** begin **

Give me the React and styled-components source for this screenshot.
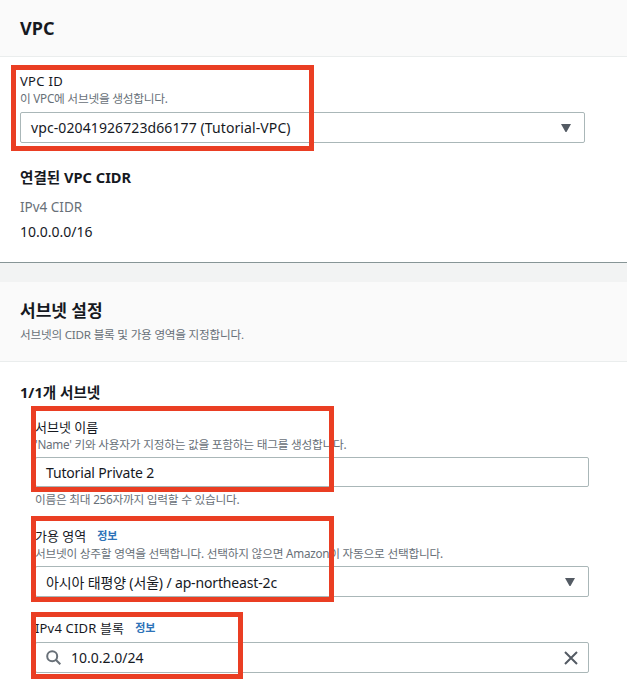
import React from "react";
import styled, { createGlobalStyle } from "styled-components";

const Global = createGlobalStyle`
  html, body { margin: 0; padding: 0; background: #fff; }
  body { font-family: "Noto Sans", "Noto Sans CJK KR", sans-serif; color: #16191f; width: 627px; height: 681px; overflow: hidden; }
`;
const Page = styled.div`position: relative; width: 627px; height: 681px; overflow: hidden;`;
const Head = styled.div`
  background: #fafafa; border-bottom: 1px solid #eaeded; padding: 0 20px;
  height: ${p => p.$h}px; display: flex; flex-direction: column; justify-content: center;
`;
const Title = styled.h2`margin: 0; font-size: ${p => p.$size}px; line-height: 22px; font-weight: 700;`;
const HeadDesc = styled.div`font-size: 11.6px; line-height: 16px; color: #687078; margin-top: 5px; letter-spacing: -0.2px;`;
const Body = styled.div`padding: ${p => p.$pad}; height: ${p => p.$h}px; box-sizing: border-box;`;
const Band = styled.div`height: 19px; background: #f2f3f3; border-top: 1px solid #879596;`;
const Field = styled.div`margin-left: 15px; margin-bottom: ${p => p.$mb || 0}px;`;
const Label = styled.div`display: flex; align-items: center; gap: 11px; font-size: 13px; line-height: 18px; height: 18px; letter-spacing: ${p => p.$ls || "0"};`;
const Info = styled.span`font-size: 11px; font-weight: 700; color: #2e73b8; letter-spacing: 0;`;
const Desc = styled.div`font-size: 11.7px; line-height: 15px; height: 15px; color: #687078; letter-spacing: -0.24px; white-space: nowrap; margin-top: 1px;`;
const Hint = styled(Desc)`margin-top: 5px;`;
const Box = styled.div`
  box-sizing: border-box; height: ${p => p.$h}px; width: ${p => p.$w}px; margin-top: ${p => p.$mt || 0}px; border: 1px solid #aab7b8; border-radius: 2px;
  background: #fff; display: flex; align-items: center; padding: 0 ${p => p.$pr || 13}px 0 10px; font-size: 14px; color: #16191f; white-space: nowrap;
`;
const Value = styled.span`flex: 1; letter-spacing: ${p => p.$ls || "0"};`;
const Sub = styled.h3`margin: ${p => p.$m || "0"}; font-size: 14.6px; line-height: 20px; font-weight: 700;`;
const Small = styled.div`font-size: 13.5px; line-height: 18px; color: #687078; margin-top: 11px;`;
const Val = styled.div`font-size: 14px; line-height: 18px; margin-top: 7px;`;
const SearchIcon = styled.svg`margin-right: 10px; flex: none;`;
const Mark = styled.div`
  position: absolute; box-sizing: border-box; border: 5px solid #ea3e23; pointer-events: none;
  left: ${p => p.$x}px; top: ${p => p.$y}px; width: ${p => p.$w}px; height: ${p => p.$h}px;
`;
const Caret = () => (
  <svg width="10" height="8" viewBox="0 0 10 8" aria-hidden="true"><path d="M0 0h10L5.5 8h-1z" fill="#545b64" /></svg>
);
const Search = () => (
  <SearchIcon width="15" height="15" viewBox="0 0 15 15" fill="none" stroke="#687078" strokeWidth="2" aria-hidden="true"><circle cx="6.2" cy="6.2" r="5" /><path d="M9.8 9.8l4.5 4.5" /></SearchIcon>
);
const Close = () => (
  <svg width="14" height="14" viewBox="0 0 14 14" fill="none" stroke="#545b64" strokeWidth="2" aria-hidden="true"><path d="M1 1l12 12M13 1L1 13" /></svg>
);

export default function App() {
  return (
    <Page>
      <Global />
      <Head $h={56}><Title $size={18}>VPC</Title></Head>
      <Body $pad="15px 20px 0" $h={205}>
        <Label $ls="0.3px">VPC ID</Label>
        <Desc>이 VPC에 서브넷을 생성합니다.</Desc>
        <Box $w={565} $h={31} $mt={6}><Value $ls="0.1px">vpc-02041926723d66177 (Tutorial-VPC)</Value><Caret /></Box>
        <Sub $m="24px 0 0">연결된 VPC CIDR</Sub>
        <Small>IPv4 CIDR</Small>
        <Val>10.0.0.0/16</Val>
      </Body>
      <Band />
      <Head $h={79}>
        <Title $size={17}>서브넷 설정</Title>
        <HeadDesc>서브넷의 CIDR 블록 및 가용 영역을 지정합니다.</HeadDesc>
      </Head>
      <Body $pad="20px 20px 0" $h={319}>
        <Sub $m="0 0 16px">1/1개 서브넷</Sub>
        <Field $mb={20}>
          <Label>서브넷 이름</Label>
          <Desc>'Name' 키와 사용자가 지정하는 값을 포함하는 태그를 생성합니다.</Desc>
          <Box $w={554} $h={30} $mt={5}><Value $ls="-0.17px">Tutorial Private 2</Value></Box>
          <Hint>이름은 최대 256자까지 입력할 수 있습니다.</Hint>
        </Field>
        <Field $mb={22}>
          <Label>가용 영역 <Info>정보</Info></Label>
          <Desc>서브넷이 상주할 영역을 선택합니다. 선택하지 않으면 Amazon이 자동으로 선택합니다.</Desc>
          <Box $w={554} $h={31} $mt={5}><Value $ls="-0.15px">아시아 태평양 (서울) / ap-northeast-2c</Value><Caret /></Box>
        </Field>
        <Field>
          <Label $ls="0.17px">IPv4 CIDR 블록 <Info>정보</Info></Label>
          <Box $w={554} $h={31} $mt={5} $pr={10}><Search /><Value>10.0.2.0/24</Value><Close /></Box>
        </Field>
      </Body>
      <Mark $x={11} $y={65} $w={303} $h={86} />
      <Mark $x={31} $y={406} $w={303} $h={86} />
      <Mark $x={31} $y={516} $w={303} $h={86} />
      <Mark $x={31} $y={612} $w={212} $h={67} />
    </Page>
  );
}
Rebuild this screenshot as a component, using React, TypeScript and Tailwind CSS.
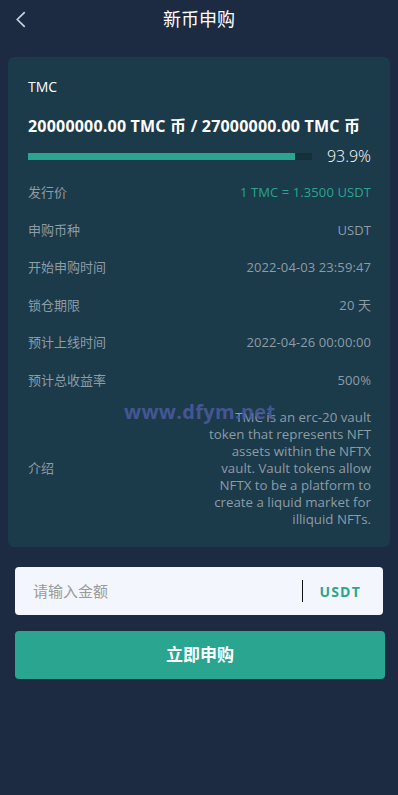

** end **

### Exercise goal
Your task is to repeat the material above exactly, without its pictures.

### Output for this exercise
Give me the React and styled-components source for this screenshot.
import React from "react";
import styled, { createGlobalStyle } from "styled-components";

const Global = createGlobalStyle`
  html, body { margin: 0; padding: 0; background: #fff; }
  body { font-family: "Noto Sans", "Noto Sans CJK KR", sans-serif; color: #16191f; width: 627px; height: 681px; overflow: hidden; }
`;
const Page = styled.div`position: relative; width: 627px; height: 681px; overflow: hidden;`;
const Head = styled.div`
  background: #fafafa; border-bottom: 1px solid #eaeded; padding: 0 20px;
  height: ${p => p.$h}px; display: flex; flex-direction: column; justify-content: center;
`;
const Title = styled.h2`margin: 0; font-size: ${p => p.$size}px; line-height: 22px; font-weight: 700;`;
const HeadDesc = styled.div`font-size: 11.6px; line-height: 16px; color: #687078; margin-top: 5px; letter-spacing: -0.2px;`;
const Body = styled.div`padding: ${p => p.$pad}; height: ${p => p.$h}px; box-sizing: border-box;`;
const Band = styled.div`height: 19px; background: #f2f3f3; border-top: 1px solid #879596;`;
const Field = styled.div`margin-left: 15px; margin-bottom: ${p => p.$mb || 0}px;`;
const Label = styled.div`display: flex; align-items: center; gap: 11px; font-size: 13px; line-height: 18px; height: 18px; letter-spacing: ${p => p.$ls || "0"};`;
const Info = styled.span`font-size: 11px; font-weight: 700; color: #2e73b8; letter-spacing: 0;`;
const Desc = styled.div`font-size: 11.7px; line-height: 15px; height: 15px; color: #687078; letter-spacing: -0.24px; white-space: nowrap; margin-top: 1px;`;
const Hint = styled(Desc)`margin-top: 5px;`;
const Box = styled.div`
  box-sizing: border-box; height: ${p => p.$h}px; width: ${p => p.$w}px; margin-top: ${p => p.$mt || 0}px; border: 1px solid #aab7b8; border-radius: 2px;
  background: #fff; display: flex; align-items: center; padding: 0 ${p => p.$pr || 13}px 0 10px; font-size: 14px; color: #16191f; white-space: nowrap;
`;
const Value = styled.span`flex: 1; letter-spacing: ${p => p.$ls || "0"};`;
const Sub = styled.h3`margin: ${p => p.$m || "0"}; font-size: 14.6px; line-height: 20px; font-weight: 700;`;
const Small = styled.div`font-size: 13.5px; line-height: 18px; color: #687078; margin-top: 11px;`;
const Val = styled.div`font-size: 14px; line-height: 18px; margin-top: 7px;`;
const SearchIcon = styled.svg`margin-right: 10px; flex: none;`;
const Mark = styled.div`
  position: absolute; box-sizing: border-box; border: 5px solid #ea3e23; pointer-events: none;
  left: ${p => p.$x}px; top: ${p => p.$y}px; width: ${p => p.$w}px; height: ${p => p.$h}px;
`;
const Caret = () => (
  <svg width="10" height="8" viewBox="0 0 10 8" aria-hidden="true"><path d="M0 0h10L5.5 8h-1z" fill="#545b64" /></svg>
);
const Search = () => (
  <SearchIcon width="15" height="15" viewBox="0 0 15 15" fill="none" stroke="#687078" strokeWidth="2" aria-hidden="true"><circle cx="6.2" cy="6.2" r="5" /><path d="M9.8 9.8l4.5 4.5" /></SearchIcon>
);
const Close = () => (
  <svg width="14" height="14" viewBox="0 0 14 14" fill="none" stroke="#545b64" strokeWidth="2" aria-hidden="true"><path d="M1 1l12 12M13 1L1 13" /></svg>
);

export default function App() {
  return (
    <Page>
      <Global />
      <Head $h={56}><Title $size={18}>VPC</Title></Head>
      <Body $pad="15px 20px 0" $h={205}>
        <Label $ls="0.3px">VPC ID</Label>
        <Desc>이 VPC에 서브넷을 생성합니다.</Desc>
        <Box $w={565} $h={31} $mt={6}><Value $ls="0.1px">vpc-02041926723d66177 (Tutorial-VPC)</Value><Caret /></Box>
        <Sub $m="24px 0 0">연결된 VPC CIDR</Sub>
        <Small>IPv4 CIDR</Small>
        <Val>10.0.0.0/16</Val>
      </Body>
      <Band />
      <Head $h={79}>
        <Title $size={17}>서브넷 설정</Title>
        <HeadDesc>서브넷의 CIDR 블록 및 가용 영역을 지정합니다.</HeadDesc>
      </Head>
      <Body $pad="20px 20px 0" $h={319}>
        <Sub $m="0 0 16px">1/1개 서브넷</Sub>
        <Field $mb={20}>
          <Label>서브넷 이름</Label>
          <Desc>'Name' 키와 사용자가 지정하는 값을 포함하는 태그를 생성합니다.</Desc>
          <Box $w={554} $h={30} $mt={5}><Value $ls="-0.17px">Tutorial Private 2</Value></Box>
          <Hint>이름은 최대 256자까지 입력할 수 있습니다.</Hint>
        </Field>
        <Field $mb={22}>
          <Label>가용 영역 <Info>정보</Info></Label>
          <Desc>서브넷이 상주할 영역을 선택합니다. 선택하지 않으면 Amazon이 자동으로 선택합니다.</Desc>
          <Box $w={554} $h={31} $mt={5}><Value $ls="-0.15px">아시아 태평양 (서울) / ap-northeast-2c</Value><Caret /></Box>
        </Field>
        <Field>
          <Label $ls="0.17px">IPv4 CIDR 블록 <Info>정보</Info></Label>
          <Box $w={554} $h={31} $mt={5} $pr={10}><Search /><Value>10.0.2.0/24</Value><Close /></Box>
        </Field>
      </Body>
      <Mark $x={11} $y={65} $w={303} $h={86} />
      <Mark $x={31} $y={406} $w={303} $h={86} />
      <Mark $x={31} $y={516} $w={303} $h={86} />
      <Mark $x={31} $y={612} $w={212} $h={67} />
    </Page>
  );
}
Rebuild this screenshot as a component, using React, TypeScript and Tailwind CSS.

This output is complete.